Hidden Markov Transformer for Simultaneous Machine Translation
This addresses the core problem of timing in simultaneous machine translation for real-time applications, representing a novel method rather than an incremental improvement.
The paper tackles the challenge of determining optimal moments to start translating each target token in simultaneous machine translation by proposing a Hidden Markov Transformer (HMT), which models these moments as hidden events and selects one to generate tokens, achieving state-of-the-art performance on multiple benchmarks.
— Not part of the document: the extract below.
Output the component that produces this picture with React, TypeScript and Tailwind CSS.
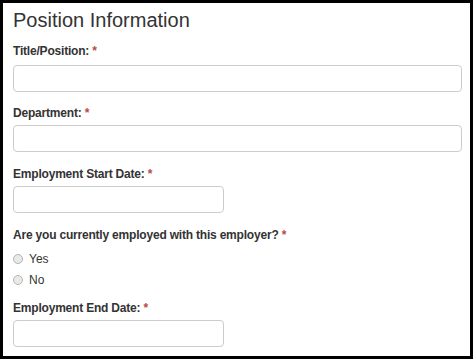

Simultaneous machine translation (SiMT) outputs the target sequence while receiving the source sequence, and hence learning when to start translating each target token is the core challenge for SiMT task. However, it is non-trivial to learn the optimal moment among many possible moments of starting translating, as the moments of starting translating always hide inside the model and can only be supervised with the observed target sequence. In this paper, we propose a Hidden Markov Transformer (HMT), which treats the moments of starting translating as hidden events and the target sequence as the corresponding observed events, thereby organizing them as a hidden Markov model. HMT explicitly models multiple moments of starting translating as the candidate hidden events, and then selects one to generate the target token. During training, by maximizing the marginal likelihood of the target sequence over multiple moments of starting translating, HMT learns to start translating at the moments that target tokens can be generated more accurately. Experiments on multiple SiMT benchmarks show that HMT outperforms strong baselines and achieves state-of-the-art performance.